>> Begin

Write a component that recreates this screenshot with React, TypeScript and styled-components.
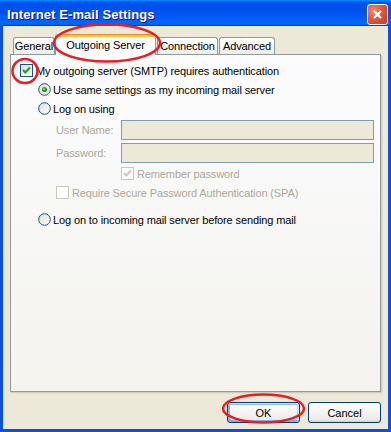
import styled, { createGlobalStyle } from "styled-components";

const GlobalStyle = createGlobalStyle`
  html, body {
    margin: 0;
    padding: 0;
    background: #ffffff;
  }
  body {
    font-family: "Liberation Sans", Arial, sans-serif;
    font-size: 11px;
  }
`;

const Window = styled.div`
  position: relative;
  width: 391px;
  height: 432px;
  display: flex;
  flex-direction: column;
  overflow: hidden;
`;

const TitleBar = styled.div`
  height: 26px;
  box-sizing: border-box;
  padding: 3px 3px 0 7px;
  display: flex;
  align-items: center;
  justify-content: space-between;
  background: linear-gradient(
    180deg,
    #0997ff,
    #0053ee 8%,
    #0050ee 40%,
    #06f 88%,
    #06f 93%,
    #005bff 95%,
    #003dd7 96%,
    #003dd7
  );
`;

const Title = styled.span`
  font-family: "Liberation Sans", Arial, sans-serif;
  font-weight: 700;
  font-size: 13px;
  color: #ffffff;
  text-shadow: 1px 1px #0f1089;
  letter-spacing: 0.1px;
`;

const CloseButton = styled.div`
  width: 21px;
  height: 21px;
  box-sizing: border-box;
  border: 1px solid #ffffff;
  border-radius: 3px;
  background: radial-gradient(
    circle at 30% 30%,
    #f08a6a 0%,
    #e2583b 45%,
    #c83a1c 100%
  );
  display: flex;
  align-items: center;
  justify-content: center;
`;

const Frame = styled.div`
  flex: 1;
  display: flex;
  flex-direction: column;
  box-sizing: border-box;
  border: 3px solid #0b4fe3;
  border-top: none;
  background: #ece9d8;
  padding: 8px 7px 6px 7px;
`;

const TabStrip = styled.div`
  height: 20px;
  display: flex;
  align-items: flex-end;
  padding-left: 3px;
  position: relative;
  z-index: 1;
`;

const Tab = styled.div<{ $w: number; $active?: boolean; $gap?: number }>`
  width: ${(p) => p.$w}px;
  margin-left: ${(p) => p.$gap ?? 0}px;
  height: ${(p) => (p.$active ? 21 : 17)}px;
  margin-bottom: ${(p) => (p.$active ? -1 : 0)}px;
  box-sizing: border-box;
  border: 1px solid #919b9c;
  border-bottom: none;
  border-top-color: ${(p) => (p.$active ? "#e68b2c" : "#919b9c")};
  border-radius: 3px 3px 0 0;
  display: flex;
  align-items: center;
  justify-content: center;
  padding-bottom: ${(p) => (p.$active ? 1 : 0)}px;
  color: #000000;
  letter-spacing: -0.1px;
  background: ${(p) =>
    p.$active
      ? "#fcfcfe"
      : "linear-gradient(180deg, #fff, #fafaf9 26%, #f0f0ea 95%, #ecebe5)"};
  box-shadow: ${(p) => (p.$active ? "inset 0 2px #ffc83c" : "none")};
`;

const Panel = styled.div`
  flex: 1;
  box-sizing: border-box;
  border: 1px solid #919b9c;
  background: linear-gradient(180deg, #fcfcfe, #f4f3ee);
  box-shadow: 1px 1px #d0cebf, 2px 2px #e3e0d0;
  padding: 6px 0 0 9px;
  display: flex;
  flex-direction: column;
`;

const Row = styled.div<{ $indent?: number; $top?: number }>`
  height: 19px;
  display: flex;
  align-items: center;
  padding-left: ${(p) => p.$indent ?? 0}px;
  margin-top: ${(p) => p.$top ?? 0}px;
`;

const Label = styled.span<{ $disabled?: boolean; $gap?: number }>`
  margin-left: ${(p) => p.$gap ?? 3}px;
  color: ${(p) => (p.$disabled ? "#aca899" : "#000000")};
  letter-spacing: -0.12px;
  white-space: nowrap;
`;

const FieldRow = styled.div<{ $top: number }>`
  display: flex;
  align-items: center;
  padding-left: 36px;
  margin-top: ${(p) => p.$top}px;
`;

const FieldLabel = styled.span`
  width: 65px;
  color: #aca899;
  letter-spacing: -0.12px;
`;

const TextBox = styled.div`
  width: 253px;
  height: 20px;
  box-sizing: border-box;
  border: 1px solid #7f9db9;
  background: #ece9d8;
`;

const BoxMark = styled.span<{ $disabled?: boolean }>`
  width: 13px;
  height: 13px;
  flex: none;
  box-sizing: border-box;
  border: 1px solid ${(p) => (p.$disabled ? "#cac8bb" : "#1c5180")};
  background: ${(p) =>
    p.$disabled ? "#ffffff" : "linear-gradient(135deg, #dcdcd7, #ffffff)"};
  display: flex;
  align-items: center;
  justify-content: center;
`;

const ButtonRow = styled.div`
  display: flex;
  justify-content: flex-end;
  gap: 8px;
  margin-top: 10px;
`;

const Button = styled.button<{ $default?: boolean }>`
  width: 73px;
  height: 21px;
  box-sizing: border-box;
  border: 1px solid #003c74;
  border-radius: 3px;
  padding: 0;
  font-family: "Liberation Sans", Arial, sans-serif;
  font-size: 11px;
  color: #000000;
  background: linear-gradient(180deg, #fff, #ecebe6 86%, #d6d0c5);
  box-shadow: ${(p) =>
    p.$default
      ? "inset -1px 1px #cee7ff, inset 1px 2px #98b8ea, inset -2px 2px #bcd4f6, inset 1px -1px #89ade4, inset 2px -2px #89ade4"
      : "none"};
`;

const Overlay = styled.svg`
  position: absolute;
  left: 0;
  top: 0;
  pointer-events: none;
  z-index: 5;
`;

function CheckBox({ checked, disabled }: { checked?: boolean; disabled?: boolean }) {
  return (
    <BoxMark $disabled={disabled}>
      {checked && (
        <svg width="11" height="11" viewBox="0 0 11 11">
          <polyline
            points="2,5 4.3,7.4 9,2.6"
            fill="none"
            stroke={disabled ? "#cac8bb" : "#21a121"}
            strokeWidth="2.2"
          />
        </svg>
      )}
    </BoxMark>
  );
}

function Radio({ checked }: { checked?: boolean }) {
  return (
    <svg width="13" height="13" viewBox="0 0 13 13" style={{ flex: "none" }}>
      <defs>
        <linearGradient id="rfill" x1="0" y1="0" x2="1" y2="1">
          <stop offset="0" stopColor="#dcdcd7" />
          <stop offset="1" stopColor="#ffffff" />
        </linearGradient>
      </defs>
      <circle cx="6.5" cy="6.5" r="5.8" fill="url(#rfill)" stroke="#1c5180" strokeWidth="1" />
      {checked && <circle cx="6.5" cy="6.5" r="2.6" fill="#21a121" />}
      {checked && <circle cx="6" cy="6" r="1" fill="#8ee08e" />}
    </svg>
  );
}

export default function App() {
  return (
    <>
      <GlobalStyle />
      <Window>
        <TitleBar>
          <Title>Internet E-mail Settings</Title>
          <CloseButton>
            <svg width="11" height="11" viewBox="0 0 11 11">
              <path d="M2 2 L9 9 M9 2 L2 9" stroke="#ffffff" strokeWidth="2.2" />
            </svg>
          </CloseButton>
        </TitleBar>
        <Frame>
          <TabStrip>
            <Tab $w={42}>General</Tab>
            <Tab $w={101} $active>
              Outgoing Server
            </Tab>
            <Tab $w={61} $gap={1}>
              Connection
            </Tab>
            <Tab $w={56} $gap={1}>
              Advanced
            </Tab>
          </TabStrip>
          <Panel>
            <Row>
              <CheckBox checked />
              <Label>My outgoing server (SMTP) requires authentication</Label>
            </Row>
            <Row $indent={18}>
              <Radio checked />
              <Label $gap={2}>Use same settings as my incoming mail server</Label>
            </Row>
            <Row $indent={18}>
              <Radio />
              <Label $gap={2}>Log on using</Label>
            </Row>
            <FieldRow $top={2}>
              <FieldLabel>User Name:</FieldLabel>
              <TextBox />
            </FieldRow>
            <FieldRow $top={3}>
              <FieldLabel>Password:</FieldLabel>
              <TextBox />
            </FieldRow>
            <Row $indent={101} $top={1}>
              <CheckBox checked disabled />
              <Label $disabled>Remember password</Label>
            </Row>
            <Row $indent={36}>
              <CheckBox disabled />
              <Label $disabled>Require Secure Password Authentication (SPA)</Label>
            </Row>
            <Row $indent={18} $top={8}>
              <Radio />
              <Label $gap={2}>Log on to incoming mail server before sending mail</Label>
            </Row>
          </Panel>
          <ButtonRow>
            <Button $default>OK</Button>
            <Button>Cancel</Button>
          </ButtonRow>
        </Frame>
        <Overlay width="391" height="432" viewBox="0 0 391 432">
          <ellipse cx="107" cy="43" rx="53" ry="18.5" fill="none" stroke="#ec1c24" strokeWidth="2.5" />
          <ellipse cx="25" cy="71" rx="12.5" ry="12" fill="none" stroke="#ec1c24" strokeWidth="2.5" />
          <ellipse cx="263.5" cy="408.5" rx="40.5" ry="14" fill="none" stroke="#ec1c24" strokeWidth="2.5" />
        </Overlay>
      </Window>
    </>
  );
}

>> End

__THE EXERCISE__
Reproduce each line of the material containing the word "components".

__THE SOLUTION__
Write a component that recreates this screenshot with React, TypeScript and styled-components.
import styled, { createGlobalStyle } from "styled-components";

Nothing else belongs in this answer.